Prof. Hussey: Yes. Our secretariat is in DCCEEW. In preparation for receiving this method or any method under the proponent‑led method development process, the secretariat engages with the proponent on questions that they have—or questions that the committee will have which they think they might be able to pre‑empt—so the proponent is as prepared as they can be when they eventually come to the committee. It would be entirely accurate to say that we have had conversations about all of the Offsets Integrity Standards with respect to this method, not just additionality and carbon leakage, but when we look at a draft method, we’re looking at it with respect to the six OIS. More recently, after last week, we did put to the proponent—or we put it to the department and then asked the department to put it to the proponent—that we’d really appreciate some advice on what last week might mean with respect to that method.

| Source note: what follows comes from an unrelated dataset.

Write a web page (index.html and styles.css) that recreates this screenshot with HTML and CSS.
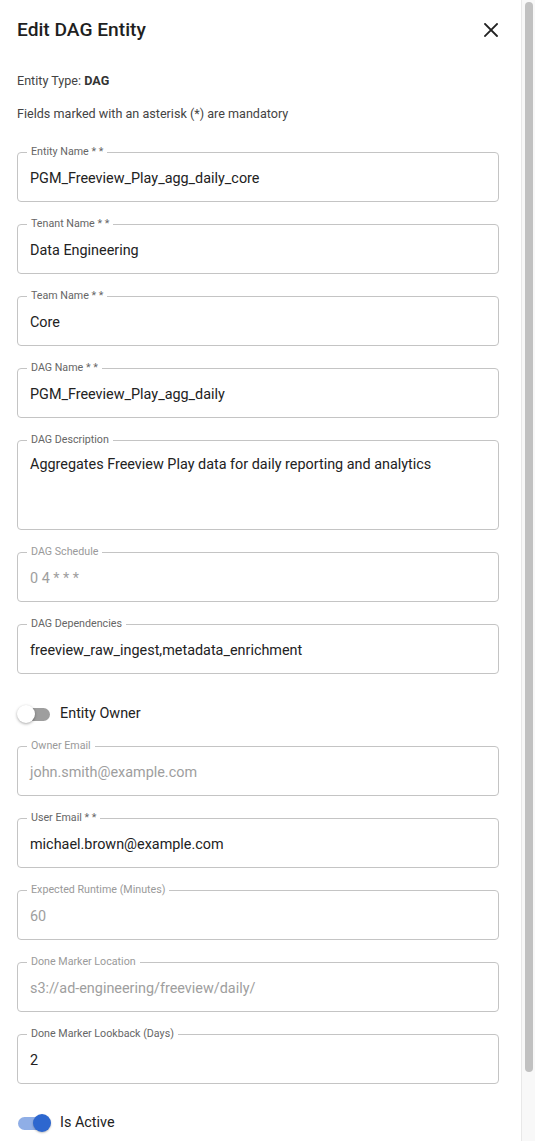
FILE: index.html
```html
<!DOCTYPE html>
<html lang="en">
<head>
<meta charset="utf-8">
<title>Edit DAG Entity</title>
<link rel="stylesheet" href="styles.css">
</head>
<body>
<div class="frame">
  <div class="panel">
    <div class="header">
      <h1 class="title">Edit DAG Entity</h1>
      <button class="close" aria-label="Close">
        <svg width="14" height="14" viewBox="0 0 14 14"><path d="M1 1L13 13M13 1L1 13" stroke="#222" stroke-width="1.8" stroke-linecap="square"/></svg>
      </button>
    </div>
    <p class="meta">Entity Type: <b>DAG</b></p>
    <p class="meta note">Fields marked with an asterisk (*) are mandatory</p>

    <div class="form">
      <div class="field"><span class="label">Entity Name * *</span><div class="value">PGM_Freeview_Play_agg_daily_core</div></div>
      <div class="field"><span class="label">Tenant Name * *</span><div class="value">Data Engineering</div></div>
      <div class="field"><span class="label">Team Name * *</span><div class="value">Core</div></div>
      <div class="field"><span class="label">DAG Name * *</span><div class="value">PGM_Freeview_Play_agg_daily</div></div>
      <div class="field tall"><span class="label">DAG Description</span><div class="value">Aggregates Freeview Play data for daily reporting and analytics</div></div>
      <div class="field disabled"><span class="label">DAG Schedule</span><div class="value">0 4 * * *</div></div>
      <div class="field"><span class="label">DAG Dependencies</span><div class="value">freeview_raw_ingest,metadata_enrichment</div></div>

      <div class="toggle-row first">
        <span class="switch off"><span class="track"></span><span class="thumb"></span></span>
        <span class="toggle-label">Entity Owner</span>
      </div>

      <div class="field disabled"><span class="label">Owner Email</span><div class="value">john.smith@example.com</div></div>
      <div class="field"><span class="label">User Email * *</span><div class="value">michael.brown@example.com</div></div>
      <div class="field disabled"><span class="label">Expected Runtime (Minutes)</span><div class="value">60</div></div>
      <div class="field disabled"><span class="label">Done Marker Location</span><div class="value">s3://ad-engineering/freeview/daily/</div></div>
      <div class="field"><span class="label">Done Marker Lookback (Days)</span><div class="value">2</div></div>

      <div class="toggle-row">
        <span class="switch on"><span class="track"></span><span class="thumb"></span></span>
        <span class="toggle-label">Is Active</span>
      </div>
    </div>
  </div>
  <div class="scrollbar"><div class="scroll-thumb"></div></div>
</div>
</body>
</html>
```

FILE: styles.css
```css
* { box-sizing: border-box; }
html, body { margin: 0; padding: 0; height: 100%; overflow: hidden; }
body {
  font-family: Roboto, "Liberation Sans", Arial, sans-serif;
  color: #222;
  background: #fff;
}
.frame {
  display: flex;
  height: 100vh;
}
.panel {
  flex: 1;
  padding: 18px 22px 0 17px;
  overflow: hidden;
}
.header {
  display: flex;
  align-items: center;
  justify-content: space-between;
  height: 24px;
}
.title {
  margin: 0;
  font-size: 19.2px;
  font-weight: 500;
  line-height: 24px;
  color: #1f1f1f;
}
.close {
  border: 0;
  background: none;
  padding: 0;
  margin-right: 1px;
  width: 14px;
  height: 14px;
  display: flex;
}
.meta {
  margin: 31px 0 0;
  font-size: 12.6px;
  line-height: 16px;
  color: #444;
}
.meta b { font-weight: 700; color: #333; }
.meta.note { margin-top: 17px; }
.form {
  margin-top: 30px;
  display: flex;
  flex-direction: column;
  gap: 22px;
}
.field {
  position: relative;
  border: 1px solid #c4c4c4;
  border-radius: 4px;
  height: 50px;
  padding: 15px 12px 0;
}
.field.tall { height: 90px; padding-top: 13px; }
.label {
  position: absolute;
  top: -8px;
  left: 9px;
  padding: 0 4px;
  background: #fff;
  font-size: 10.7px;
  line-height: 13px;
  color: #666;
}
.value {
  font-size: 14.4px;
  line-height: 21px;
  color: #222;
  white-space: nowrap;
}
.field.disabled .label { color: #9a9a9a; }
.field.disabled .value { color: #9e9e9e; }

.toggle-row {
  display: flex;
  align-items: center;
  gap: 10px;
  height: 30px;
  padding-top: 4px;
}
.toggle-row.first { height: 28px; padding-top: 8px; }
.switch {
  position: relative;
  width: 33px;
  height: 20px;
  display: inline-block;
}
.track {
  position: absolute;
  left: 2px;
  right: 0;
  top: 4px;
  height: 13px;
  border-radius: 7px;
}
.thumb {
  position: absolute;
  top: 1px;
  width: 18px;
  height: 18px;
  border-radius: 50%;
}
.switch.off .track { background: #9e9e9e; left: 6px; }
.switch.off .thumb {
  left: 0;
  background: #fff;
  box-shadow: 0 1px 3px rgba(0,0,0,0.35);
}
.switch.on .track { background: #8faee6; left: 1px; right: 6px; }
.switch.on .thumb {
  left: 16px;
  background: #2d67cf;
  box-shadow: 0 1px 2px rgba(0,0,0,0.25);
}
.toggle-label {
  font-size: 14.4px;
  line-height: 20px;
  color: #222;
}

.scrollbar {
  width: 14px;
  flex: none;
  background: #f8f8f8;
  border-left: 1px solid #e8e8e8;
  padding: 2px 2px 0 3px;
}
.scroll-thumb {
  height: 1070px;
  background: #c1c1c1;
  border-radius: 4px;
}
```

Senator Cadell: We’re getting to the consultation phase of the proponent.
Prof. Hussey: Yes.
Senator Cadell: I’m hearing that can be as short as 28 days; is that correct?
Prof. Hussey: Under the act—
Senator Cadell: It’s at least 28 days, I think.
Prof. Hussey: No, it’s a maximum of 28 days.
Senator Cadell: Have we started pre‑consultation consultations or speaking with stakeholders?
Prof. Hussey: Well, there’s a good point. This is not the first time the method has been out in the community, if you like. There was very extensive consultation undertaken by the proponent earlier this year. This is the ERAC phase of the consultation process. I think, in all honesty, Senator, there probably would be a little bit of leeway, with some extensions at the end of the 28 days, should push come to shove—just because it is Christmas—which we have done with the savanna fire management method, as well. So that’s not unique to this method. But the 28—
Senator Cadell: So it’s not 28 business days; it is 28 days, and we have Christmas, New Year’s and every day throughout that period.
Prof. Hussey: It’s 28 days, yes.
Senator Cadell: Okay. That’s suboptimal, one might say—but anyway.